La necessità di interventi strutturali sul sistema fiscale appare quindi sempre più urgente per restituire valore reale agli stipendi.
Il 2025 si apre con un quadro complesso per i lavoratori italiani: gli aumenti in busta paga previsti dai contratti collettivi sembrano non tradursi in un effettivo incremento del reddito netto percepito.
Il fenomeno noto come drenaggio fiscale o fiscal drag, denunciato dall’Ufficio Parlamentare di Bilancio (Upb) nel suo recente Rapporto sulla politica di bilancio, evidenzia come il sistema tributario italiano, in presenza di inflazione elevata, finisca per erodere gran parte dei benefici derivanti dagli aumenti salariali.
Il meccanismo del drenaggio fiscale e il suo impatto sugli stipendi netti
Il principio alla base del drenaggio fiscale è la progressività dell’Irpef, che prevede aliquote crescenti per scaglioni di reddito. Quando il reddito lordo aumenta, ad esempio per effetto degli adeguamenti automatici all’inflazione stabiliti dai contratti collettivi, molti lavoratori si trovano a pagare un’imposta più elevata su quella parte di reddito incrementale. Il risultato è che, nonostante un aumento nominale dello stipendio, il netto in tasca cresce poco o addirittura rimane stabile.
Un elemento cruciale è l’assenza di una indicizzazione automatica delle detrazioni fiscali e degli scaglioni Irpef all’inflazione.

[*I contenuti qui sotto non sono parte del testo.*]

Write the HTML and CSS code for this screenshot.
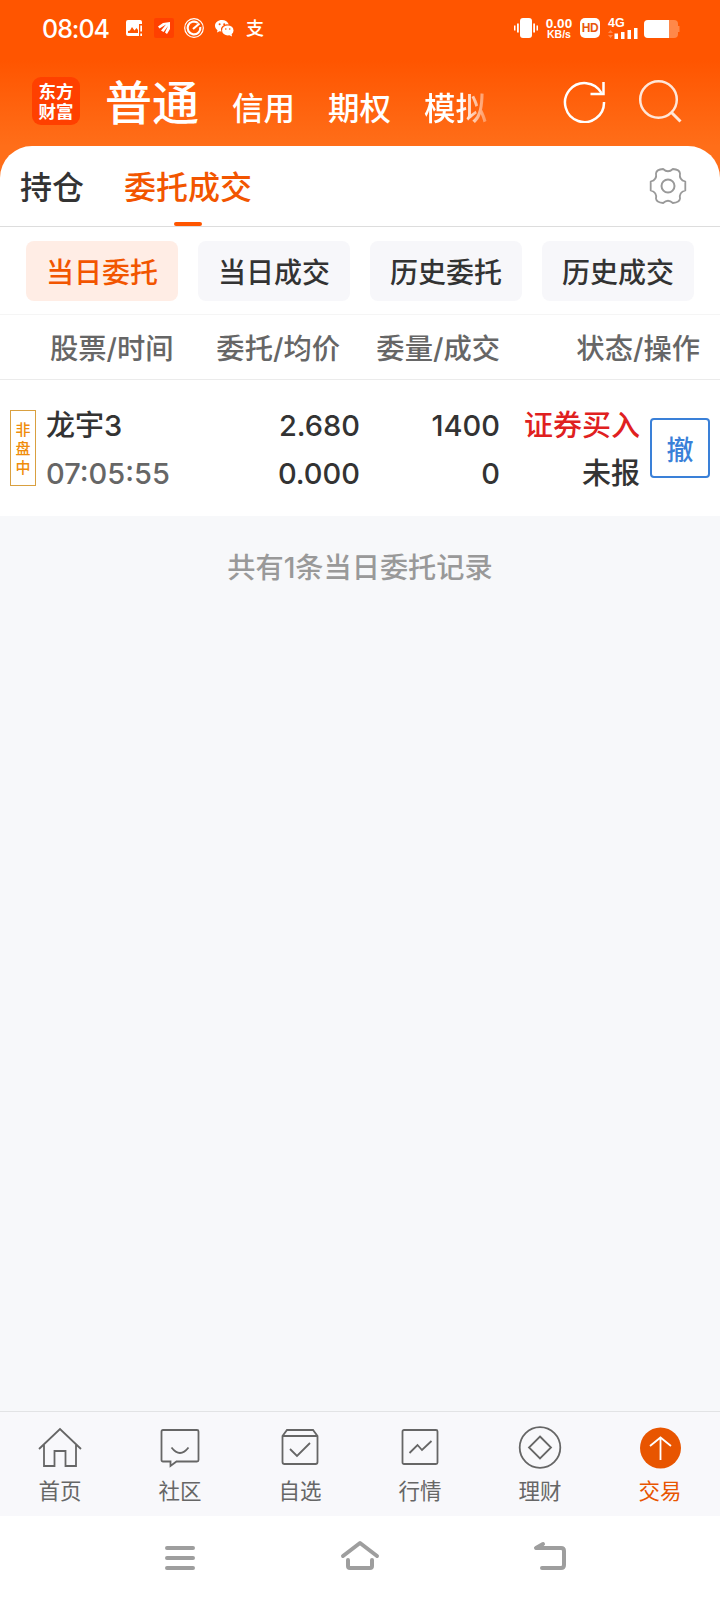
FILE: index.html
```
<!DOCTYPE html>
<html lang="zh-CN">
<head>
  <meta charset="UTF-8">
  <meta name="viewport" content="width=device-width, initial-scale=1.0">
  <title>委托成交</title>
  <link rel="stylesheet" href="styles.css">
</head>
<body>
  <div class="app">
    <header class="header">
      <div class="status">
        <span class="time">08:04</span>
        <svg class="s-pic" width="16" height="16" viewBox="0 0 16 16">
          <path fill="#fff" fill-rule="evenodd" d="M2 0H14Q16 0 16 2V4H13V16H2Q0 16 0 14V2Q0 0 2 0ZM2 13H12V10L10.500 8L8.500 10.500L6 7L4 10.500L2 11Z"/>
          <path fill="#fff" d="M14.300 5.500H16v6h-1.700zM14.300 13.500H16V16h-1.700z"/>
        </svg>
        <svg class="s-app" width="20" height="20" viewBox="0 0 20 20">
          <rect width="20" height="20" rx="2" fill="#ff4000"/>
          <path fill="#fff" d="M16 4V11L13 16L11 14.500L14 8L9.500 14L7 12.500L12 6.500L5.500 10.500L4 8.500L9 5Z"/>
        </svg>
        <svg class="s-gauge" width="20" height="20" viewBox="0 0 20 20" fill="none" stroke="#fff">
          <circle cx="10" cy="10" r="9.300" stroke-width="1.200"/>
          <path d="M14 5A6.400 6.400 0 1 0 16.300 9" stroke-width="2.200"/>
          <path d="M9 11L15.500 5.500" stroke-width="2.200"/>
        </svg>
        <svg class="s-chat" width="19" height="17" viewBox="0 0 19 17">
          <path fill="#fff" d="M7 0C3 0 0 2.500 0 5.800C0 7.600 1 9.200 2.500 10.200L2 12.500L4.500 11.200L6.500 11.600A6 5.200 0 0 1 13.800 4.600C13 2 10.300 0 7 0Z"/>
          <ellipse cx="12.800" cy="10.400" rx="5.700" ry="5" fill="#fff"/>
          <path fill="#fff" d="M14 15L17 16.500L16.500 13.500Z"/>
          <g fill="#ff5500"><circle cx="4.600" cy="4.300" r="1"/><circle cx="9.200" cy="4.300" r="1"/><circle cx="10.800" cy="9" r=".8"/><circle cx="14.700" cy="9" r=".8"/></g>
        </svg>
        <span class="s-pay">支</span>
        <div class="status-right">
          <svg width="24" height="20" viewBox="0 0 24 20" fill="#fff">
            <rect x="6" width="12" height="20" rx="3"/>
            <path d="M0 7.500h1.500v5H0zM3 5.500h1.800v9H3zM19.200 5.500H21v9h-1.800zM22.500 7.500H24v5h-1.500z"/>
          </svg>
          <div class="speed"><b>0.00</b><i>KB/s</i></div>
          <span class="hd">HD</span>
          <div class="signal">
            <b>4G</b>
            <svg width="30" height="12" viewBox="0 0 30 12" fill="#fff">
              <path d="M0 6L2.500 3L5 6ZM0 8L2.500 11L5 8Z" opacity=".3"/>
              <path d="M6.500 6.500H10V12H6.500zM13 5h3.500v7H13zM19.500 3H23v9h-3.500zM26 1h3.500v11H26z"/>
            </svg>
          </div>
          <svg class="battery" width="36" height="18" viewBox="0 0 36 18">
            <rect width="34" height="18" rx="4" fill="#ff8849"/>
            <path fill="#ff8849" d="M33 6h2.500v6H33z"/>
            <path fill="#fff" d="M4 0H25V18H4Q0 18 0 14V4Q0 0 4 0Z"/>
          </svg>
        </div>
      </div>
      <div class="topbar">
        <div class="logo">东方<br>财富</div>
        <nav class="accounts">
          <span class="current">普通</span>
          <span>信用</span>
          <span>期权</span>
          <span class="fade">模拟</span>
        </nav>
        <svg class="refresh" width="44" height="44" viewBox="0 0 44 44" fill="none" stroke="#fff" stroke-width="2.500">
          <path d="M42 23A19.500 19.500 0 1 1 39.500 14"/>
          <path d="M41.500 3V15H28.500"/>
        </svg>
        <svg class="search" width="44" height="44" viewBox="0 0 44 44" fill="none" stroke="#ffe6d8" stroke-width="2.500">
          <circle cx="20.500" cy="20.500" r="18.300"/>
          <path d="M33 33L42.500 42.500" stroke-width="3"/>
        </svg>
      </div>
    </header>

    <main class="panel">
      <div class="tabs">
        <span class="tab">持仓</span>
        <span class="tab active">委托成交</span>
        <svg class="gear" width="38" height="38" viewBox="-19 -19 38 38" fill="none" stroke="#999" stroke-width="1.800" stroke-linejoin="round">
          <path d="M17.300 4.500Q10.800 6.200 12 12.700Q11.500 16.500 4.900 17Q0 12.500 -4.900 17Q-11.500 16.500 -12 12.700Q-10.800 6.200 -17.300 4.500V-4.500Q-10.800 -6.200 -12 -12.700Q-11.500 -16.500 -4.900 -17Q0 -12.500 4.900 -17Q11.500 -16.500 12 -12.700Q10.800 -6.200 17.300 -4.500Z"/>
          <circle r="6.500" stroke-width="2"/>
        </svg>
      </div>
      <div class="filters">
        <button class="filter selected">当日委托</button>
        <button class="filter">当日成交</button>
        <button class="filter">历史委托</button>
        <button class="filter">历史成交</button>
      </div>
      <div class="list-head">
        <span>股票/时间</span>
        <span>委托/均价</span>
        <span>委量/成交</span>
        <span>状态/操作</span>
      </div>
      <div class="order">
        <div class="badge">非<br>盘<br>中</div>
        <div class="cell"><p>龙宇3</p><p class="muted">07:05:55</p></div>
        <div class="cell right"><p>2.680</p><p>0.000</p></div>
        <div class="cell right"><p>1400</p><p>0</p></div>
        <div class="cell right"><p class="buy">证券买入</p><p>未报</p></div>
        <button class="cancel">撤</button>
      </div>
    </main>
    <p class="summary">共有1条当日委托记录</p>

    <nav class="tabbar">
      <a class="item">
        <svg width="44" height="44" viewBox="0 0 44 44">
          <path d="M1 23L22 3L43 23M6 19V40H16.500V25H27.500V40H38V19"/>
        </svg>
        <span>首页</span>
      </a>
      <a class="item">
        <svg width="44" height="44" viewBox="0 0 44 44">
          <path d="M5 4H39Q40.500 4 40.500 5.500V34Q40.500 35.500 39 35.500H18.500L12.500 40V35.500H5Q3.500 35.500 3.500 34V5.500Q3.500 4 5 4Z"/>
          <path d="M13.500 21.500Q22 32.500 30.500 21.500"/>
        </svg>
        <span>社区</span>
      </a>
      <a class="item">
        <svg width="44" height="44" viewBox="0 0 44 44">
          <path d="M4.500 10L9 4H35L39.500 10V36Q39.500 38 37.500 38H6.500Q4.500 38 4.500 36ZM4.500 10H39.500"/>
          <path d="M12 23L19 30L32 17"/>
        </svg>
        <span>自选</span>
      </a>
      <a class="item">
        <svg width="44" height="44" viewBox="0 0 44 44">
          <rect x="4.500" y="4" width="35" height="34" rx="1.500"/>
          <path d="M11.500 27L19.500 19L24 24L33.500 15"/>
        </svg>
        <span>行情</span>
      </a>
      <a class="item">
        <svg width="44" height="44" viewBox="0 0 44 44">
          <circle cx="22" cy="21.500" r="20.300"/>
          <path d="M22 10.500L33 21.500L22 32.500L11 21.500Z"/>
        </svg>
        <span>理财</span>
      </a>
      <a class="item on">
        <svg width="44" height="44" viewBox="0 0 44 44">
          <circle class="disc" cx="22.500" cy="22" r="20.500"/>
          <path class="arrow" d="M22.500 34V11.500M12 20L22.500 11.500L33 20"/>
        </svg>
        <span>交易</span>
      </a>
    </nav>

    <div class="sysnav">
      <svg width="40" height="40" viewBox="0 0 40 40"><path d="M7 10H33M7 20H33M7 30H33"/></svg>
      <svg width="40" height="40" viewBox="0 0 40 40"><path d="M3 18L20 5L37 18M8 22V28Q8 30 10 30H30Q32 30 32 28V22"/></svg>
      <svg width="40" height="40" viewBox="0 0 40 40"><path d="M13 6L6 10H31Q34 10 34 13V27Q34 30 31 30H12"/></svg>
    </div>
  </div>
</body>
</html>
```

FILE: styles.css
```
*{
  box-sizing: border-box;
}

body{
  margin: 0;
  font-family: Inter, "Noto Sans CJK SC", sans-serif;
  color: #333;
}

p{
  margin: 0;
}

svg{
  display: block;
  flex: none;
}

button{
  padding: 0;
  border: none;
  font-family: inherit;
  font-weight: 500;
}

.app{
  width: 720px;
  height: 1600px;
  display: flex;
  flex-direction: column;
  background-color: #f7f8fa;
}

/* header */
.header{
  height: 186px;
  margin-bottom: -40px;
  background: linear-gradient(#ff5500 60px, #ff6e19 146px);
  color: white;
}

.status{
  height: 56px;
  padding: 0 40px 0 42px;
  display: flex;
  align-items: center;
}

.time{
  width: 84px;
  padding-top: 2px;
  font-size: 25px;
  font-weight: 500;
  letter-spacing: -1px;
}

.s-app{
  margin-left: 12px;
}

.s-gauge{
  margin-left: 10px;
}

.s-chat{
  margin-left: 11px;
}

.s-pay{
  margin-left: 12px;
  padding-top: 2px;
  font-size: 18px;
  font-weight: 500;
  line-height: 20px;
}

.status-right{
  margin-left: auto;
  display: flex;
  align-items: center;
}

.speed{
  width: 28px;
  margin-left: 7px;
  font-family: "Liberation Sans", sans-serif;
  font-weight: bold;
  text-align: center;
}

.speed b, .speed i{
  display: block;
  font-style: normal;
  font-size: 13.5px;
  line-height: 11px;
}

.speed i{
  font-size: 10.5px;
  line-height: 10px;
}

.hd{
  width: 20px;
  height: 20px;
  margin-left: 7px;
  border-radius: 5px;
  background-color: white;
  color: #e8560c;
  font: bold 12px/20px "Liberation Sans", sans-serif;
  letter-spacing: -.5px;
  text-align: center;
}

.signal{
  width: 30px;
  margin-left: 8px;
}

.signal b{
  display: block;
  height: 9px;
  font: bold 12.5px/11px "Liberation Sans", sans-serif;
}

.battery{
  margin: 2px 0 0 6px;
}

.topbar{
  height: 90px;
  padding: 0 38px 0 32px;
  display: flex;
  align-items: center;
}

.logo{
  width: 48px;
  height: 48px;
  padding-top: 5px;
  border-radius: 9px;
  background-color: #ff4000;
  font-size: 17.5px;
  font-weight: bold;
  line-height: 20px;
  text-align: center;
}

.accounts{
  margin: -3px 0 0 25px;
  display: flex;
  align-items: baseline;
  gap: 33px;
  font-size: 31.5px;
  font-weight: 500;
}

.accounts .current{
  font-size: 47px;
}

.fade{
  -webkit-mask-image: linear-gradient(to right, #000 60%, rgba(0, 0, 0, .3));
  mask-image: linear-gradient(to right, #000 60%, rgba(0, 0, 0, .3));
}

.refresh{
  margin-left: auto;
}

.search{
  margin-left: 32px;
}

/* order panel */
.panel{
  border-radius: 32px 32px 0 0;
  background-color: white;
}

.tabs{
  height: 81px;
  padding: 0 33px 0 20px;
  display: flex;
  align-items: stretch;
  border-bottom: 1px solid #ddd;
}

.tab{
  height: 80px;
  margin-right: 40px;
  font-size: 32px;
  font-weight: 500;
  line-height: 84px;
}

.tab.active{
  display: flex;
  flex-direction: column;
  align-items: center;
  color: #f25500;
}

.tab.active::after{
  content: "";
  width: 28px;
  height: 4px;
  margin-top: -8px;
  border-radius: 2px;
  background-color: #ff5500;
}

.gear{
  margin: 21px 0 0 auto;
}

.filters{
  height: 88px;
  padding: 14px 26px 0;
  display: grid;
  grid-template-columns: repeat(4, 1fr);
  gap: 20px;
  border-bottom: 1px solid #f5f5f5;
}

.filter{
  height: 60px;
  border-radius: 8px;
  background-color: #f7f7fa;
  color: #333;
  font-size: 28px;
}

.filter.selected{
  background-color: #ffede5;
  color: #f25500;
}

.list-head{
  height: 65px;
  padding: 0 20px 0 50px;
  display: grid;
  grid-template-columns: 130px 160px 160px 200px;
  border-bottom: 1px solid #ebebeb;
  color: #666;
  font-size: 28.3px;
  font-weight: 500;
  line-height: 68px;
  text-align: right;
}

.list-head span:first-child{
  text-align: left;
}

.order{
  height: 136px;
  padding: 0 10px;
  display: grid;
  grid-template-columns: 26px 10px 134px 180px 140px 140px 10px 60px;
  align-items: center;
}

.badge{
  height: 76px;
  padding-top: 9px;
  border: 1px solid #d9a040;
  color: #f08c0a;
  font-size: 15px;
  font-weight: 500;
  line-height: 19px;
  text-align: center;
}

.cell{
  padding-top: 4px;
  font-size: 29px;
  font-weight: 500;
  line-height: 48px;
}

.badge + .cell{
  grid-column: 3;
}

.right{
  text-align: right;
}

.muted{
  color: #666;
}

.buy{
  color: #e02020;
}

.cancel{
  grid-column: 8;
  height: 60px;
  border: 2px solid #3a80d8;
  border-radius: 4px;
  background-color: white;
  color: #3a80d8;
  font-size: 27px;
}

.summary{
  margin-top: 32px;
  color: #999;
  font-size: 28.2px;
  font-weight: 500;
  line-height: 40px;
  text-align: center;
}

/* bottom bars */
.tabbar{
  height: 105px;
  margin-top: auto;
  display: grid;
  grid-template-columns: repeat(6, 1fr);
  border-top: 1px solid #e2e3e5;
  background-color: #f8f8fb;
}

.item{
  padding-top: 14px;
  display: flex;
  flex-direction: column;
  align-items: center;
  color: #666;
  font-size: 21.5px;
  line-height: 42px;
}

.item svg{
  fill: none;
  stroke: #666;
  stroke-width: 1.8;
}

.item.on{
  color: #e85500;
}

.item .disc{
  fill: #e85500;
  stroke: none;
}

.item .arrow{
  stroke: white;
}

.sysnav{
  height: 84px;
  padding-left: 160px;
  display: flex;
  align-items: center;
  background-color: white;
}

.sysnav svg{
  margin-right: 140px;
  fill: none;
  stroke: #9e9e9e;
  stroke-width: 4;
  stroke-linecap: round;
  stroke-linejoin: round;
}

.sysnav svg:nth-child(2){
  margin-right: 150px;
}
```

Le detrazioni per lavoro subordinato, il Trattamento Integrativo (TIR) e il bonus per il taglio al cuneo fiscale sono decrescenti al crescere del reddito, con il risultato che, a fronte di un aumento lordo, si assiste a una progressiva perdita di questi benefici. In sostanza, il Fisco incassa di più, ma il lavoratore non vede un miglioramento reale del proprio potere d’acquisto.
Le conseguenze per i redditi medio-bassi e le proposte dell’Upb
La progressività dell’Irpef è pensata per garantire equità fiscale, tuttavia senza un adeguato aggiornamento delle aliquote e delle detrazioni in relazione all’inflazione, rischia di diventare un fattore penalizzante per i redditi medio-bassi. Questi lavoratori, che ricevono aumenti contrattuali per compensare il carovita, vedono così vanificata buona parte della crescita salariale a causa dell’aumento della pressione fiscale.
L’Upb suggerisce quindi di intervenire con una revisione periodica e tempestiva delle aliquote Irpef, delle detrazioni e di tutti i parametri fiscali legati all’inflazione, per garantire una reale tutela dei redditi da lavoro.
Inoltre, l’introduzione di crediti d’imposta compensativi potrebbe rappresentare un valido strumento per contrastare gli effetti negativi del drenaggio fiscale e assicurare che gli aumenti contrattuali si traducano in un miglioramento effettivo delle condizioni economiche dei lavoratori.
In sintesi, l’attuale sistema fiscale italiano, combinato con l’inflazione persistente, rischia di trasformare gli aumenti salariali nominali in un miraggio per molti lavoratori.